Well, we're not immortal, but we are alive right now, and I am using my limited time on this Earth to read small-r romance:
The Romantic Agenda (allosexual cis m/asexual cis f, contemporary) by Claire Kann. I read this for my library’s Queer Romance Book Club and it’s very cute. Joy is in love with her best friend and boss Malcolm. Their stifling codependent relationship isn’t avowedly romantic, but it keeps preventing Malcolm, who is also asexual, from making lasting romantic connections with other partners, something he really wants. Malcolm was the first out asexual person Joy ever met. Over the years they’ve grown so close that they’ve forgotten how to let other people in. That changes when Malcolm meets Summer. He books a trip to a cabin to woo her, but they each invite a friend to come with them. Summer invites her friend Fox and Malcolm, of course, invites Joy. The four of them manage to have fun despite all the awkwardness of the arrangement, and Fox and Joy particularly hit it off. For the first time in years, Joy begins to envision a life where she isn’t in love with Malcolm. The romance is purely sweet; the main conflict lies between Joy and Malcolm. I thought Joy’s life as a Not-Instagram fashion influencer, especially as a Black woman and an out asexual one, provided really interesting context for her difficult friendship with Summer, who is white and allosexual, but who follows Joy on Not-Instagram, admires her, and has developed a parasocial relationship that impedes their real one at first.

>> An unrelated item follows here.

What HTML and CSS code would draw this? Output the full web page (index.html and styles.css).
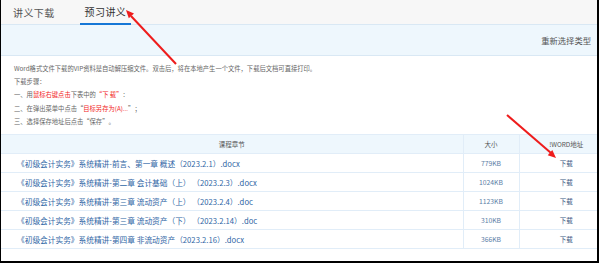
FILE: index.html
```html
<!DOCTYPE html>
<html lang="zh-CN">
<head>
  <meta charset="UTF-8">
  <title>预习讲义</title>
  <link rel="stylesheet" href="styles.css">
</head>
<body>
  <div class="frame">
    <div class="tabs">
      <span class="tab">讲义下载</span>
      <span class="tab active">预习讲义</span>
    </div>

    <div class="type-bar">
      <a class="reselect" href="#">重新选择类型</a>
    </div>

    <div class="notes">
      <p>Word格式文件下载的VIP资料是自动解压缩文件。双击后，将在本地产生一个文件，下载后文档可直接打印。</p>
      <p>下载步骤：</p>
      <p>一、用<span class="red">鼠标右键点击</span>下表中的<span class="red">“下 载”</span>：</p>
      <p>二、在弹出菜单中点击“<span class="red">目标另存为(A)...</span>”；</p>
      <p>三、选择保存地址后点击“保存”。</p>
    </div>

    <table class="files">
      <thead>
        <tr>
          <th class="col-name">课程章节</th>
          <th class="col-size">大小</th>
          <th class="col-link">!WORD地址</th>
        </tr>
      </thead>
      <tbody>
        <tr>
          <td class="name">《初级会计实务》系统精讲-前言、第一章 概述（2023.2.1）.docx</td>
          <td class="size">779KB</td>
          <td class="dl"><a href="#">下载</a></td>
        </tr>
        <tr>
          <td class="name">《初级会计实务》系统精讲-第二章 会计基础（上） （2023.2.3）.docx</td>
          <td class="size">1024KB</td>
          <td class="dl"><a href="#">下载</a></td>
        </tr>
        <tr>
          <td class="name">《初级会计实务》系统精讲-第三章 流动资产（上） （2023.2.4）.doc</td>
          <td class="size">1123KB</td>
          <td class="dl"><a href="#">下载</a></td>
        </tr>
        <tr>
          <td class="name">《初级会计实务》系统精讲-第三章 流动资产（下） （2023.2.14）.doc</td>
          <td class="size">310KB</td>
          <td class="dl"><a href="#">下载</a></td>
        </tr>
        <tr>
          <td class="name">《初级会计实务》系统精讲-第四章 非流动资产（2023.2.16）.docx</td>
          <td class="size">366KB</td>
          <td class="dl"><a href="#">下载</a></td>
        </tr>
      </tbody>
    </table>

    <!-- red annotation arrows drawn over the screenshot -->
    <svg class="marks" width="600" height="264" viewBox="0 0 600 264">
      <line x1="176" y1="64" x2="131" y2="16" stroke="#ee1c1c" stroke-width="2"/>
      <polygon points="126,10 134,13.5 128.8,18.3" fill="#ee1c1c"/>
      <line x1="507" y1="115" x2="551" y2="153" stroke="#ee1c1c" stroke-width="2"/>
      <polygon points="556,158 547.7,155.3 552.3,150.1" fill="#ee1c1c"/>
    </svg>
  </div>
</body>
</html>
```

FILE: styles.css
```css
* {
  box-sizing: border-box;
  margin: 0;
  padding: 0;
}

body {
  font-family: "Noto Sans CJK SC", "Noto Sans", sans-serif;
  background: #ffffff;
  color: #555;
  text-spacing-trim: space-all;
}

.frame {
  position: relative;
  width: 599px;
  height: 263px;
  border-left: 1px solid #000;
  border-right: 2px solid #000;
  border-bottom: 2px solid #000;
  background: #ffffff;
  overflow: hidden;
}

.tabs {
  display: flex;
  height: 25px;
  background: #f7f7f7;
  border-bottom: 1px solid #d9e8f4;
  padding-left: 12px;
  gap: 30px;
}

.tab {
  height: 25px;
  line-height: 25px;
  font-size: 10px;
  letter-spacing: 0.4px;
  color: #555;
}

.tab.active {
  color: #333;
  border-bottom: 2px solid #1677d6;
  padding: 0 5px;
  margin-left: -5px;
  line-height: 23px;
}

.type-bar {
  height: 31px;
  background: #eef7fd;
  border-bottom: 1px solid #d9e8f4;
  display: flex;
  justify-content: flex-end;
  align-items: center;
  padding-right: 6px;
}

.reselect {
  font-size: 8.3px;
  color: #555;
  text-decoration: none;
}

.notes {
  height: 78px;
  padding: 6px 0 0 13px;
  font-size: 6.3px;
  line-height: 13.2px;
  color: #666;
}

.red {
  color: #f21c1c;
}

.files {
  width: 596px;
  border-collapse: collapse;
  table-layout: fixed;
}

.files th,
.files td {
  border: 1px solid #e1edf8;
  height: 19px;
  padding: 0;
  font-size: 6.5px;
  line-height: 17px;
  text-align: center;
  white-space: pre;
  overflow: hidden;
}

.files th {
  background: #eef7fd;
  font-weight: normal;
  color: #555;
}

.files th:first-child,
.files td:first-child {
  border-left: none;
}

.files th:last-child,
.files td:last-child {
  border-right: none;
  padding-left: 16px;
}

.col-name {
  width: 462px;
}

.col-size {
  width: 56px;
}

.files td.name {
  text-align: left;
  padding-left: 16px;
  font-size: 7.7px;
  color: #2f66a5;
}

.files td.size {
  font-size: 6.8px;
  color: #5b7ea6;
}

.dl a {
  color: #3b5a82;
  text-decoration: none;
}

.marks {
  position: absolute;
  top: 0;
  left: -1px;
  pointer-events: none;
}
```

Library loan.
The Happy Secret of It All (f/f, both cis and lesbian I think?, historical/fantasy, novella) by Cassidy Percoco. I hesitate to confess this here, but sometimes I don’t read book descriptions. This has a lovely cover and it’s written by Cassidy Percoco, whose social media posts about material culture and history I love (and who once elucidated the word “scroop” for this newsletter!), so I figured that I would like it, which I did, and that it would have beautiful fashion descriptions, which it does. What I did not know, but perhaps would have if I’d read the description, was that this novella, set in a fictional country in a sort of 1920s moment, opens with a young woman at a royal ball. She’s wearing a dress she made herself and she’s keeping out of sight of her step-mother and step-sisters. Oh! A retelling! The prince, a suit-wearing, cane-using disabled lesbian playboy, is a particular delight. This is really deliciously written, vivid in feelings and setting, and I loved it. As any good fairy tale must, it ends with a kiss. Indie published; purchased from Kobo.
That's all for this time. And since we're now in Perfectly Even February, I'll be back in your inbox on February 15.